Le troisième alinéa de l'article 49 de la Constitution de la Cinquième République française confère à l'État une arme redoutable dans les débats parlementaires. Alors que les autres alinéas définissent la déclaration de politique générale, la motion de censure et l'approbation de la politique par le Sénat, le ".3" donne au Premier ministre la possibilité, après délibération du conseil des ministres, d'engager la responsabilité de son gouvernement devant l'Assemblée nationale sur le vote d'un projet de loi de finances ou de financement de la Sécurité sociale.

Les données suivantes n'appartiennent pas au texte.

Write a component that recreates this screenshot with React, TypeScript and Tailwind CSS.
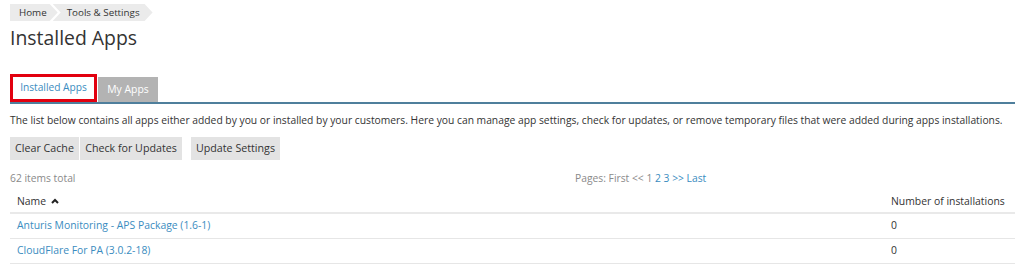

Ainsi, le Premier ministre peut décider seul de l'adoption d'une loi sans passer par les députés, ce qui est utilisé lorsque le gouvernement estime que sa majorité est insuffisante pour faire adopter son projet de loi.
C'est un outil puissant pour le gouvernement car il permet d'aller plus vite dans l'adoption des lois, sans avoir besoin de négocier avec les différents groupes politiques représentés à l'Assemblée. Cependant, l'utilisation du 49.3 est souvent considérée comme un geste de force et peut être mal perçue par l'opposition et une partie de l'opinion publique.
Comment peuvent réagir les députés ?
Dans cette situation, les députés disposent d'un seul moyen pour s'opposer au recours à l'article 49.3 : la motion de censure prévue par l'article 49.2.
La Constitution précise qu'elle doit être déposée dans les 24 heures suivant l'engagement de la responsabilité du gouvernement et être votée dans les mêmes conditions que précédemment, c'est-à-dire être signée par un dixième des membres de l'Assemblée nationale, soit 58 députés, et recueillir une majorité d'approbation, soit 289 députés. Si la motion de censure obtient la majorité, le gouvernement est renversé.
Dans la plupart des cas où l'article 49.3 a été utilisé, l'opposition a déposé une motion de censure, mais à chaque fois, cette dernière a été rejetée.
Combien de fois a-t-il été utilisé ?
Le recours au 49.3 a souvent été employé pendant la Ve République, avec un total de 100 utilisations depuis 1958 pour permettre l'adoption de projets de loi sans vote des députés. Michel Rocard, qui a occupé le poste de Premier ministre de mai 1988 à mai 1991, détient le record avec 28 utilisations pour 13 textes différents. Ce mécanisme a été utilisé notamment pour faire adopter la loi créant le Conseil supérieur de l'audiovisuel (CSA) et la réforme hospitalière.
En revanche, Jean-Marc Ayrault (2012-2014) et François Fillon (2007-2012) ne l'ont jamais utilisé. Lionel Jospin (1997-2002) n'a pas non plus eu recours à cette disposition durant la cohabitation avec Jacques Chirac
Le gouvernement d'Elisabeth Borne, qui ne dispose pas d'une majorité absolue à l'Assemblée nationale, a régulièrement eu recours au 49.3 ces derniers mois, l'ayant utilisé à onze reprises.
Depuis la révision constitutionnelle de 2008, l'article 49.3 ne peut être utilisé qu'une fois par session parlementaire sur un projet de loi budgétaire et un seul autre type de texte.
Cependant, une fois que le Conseil des ministres l'a autorisé, le Premier ministre peut l'utiliser à chaque lecture successive du même projet devant l'Assemblée nationale.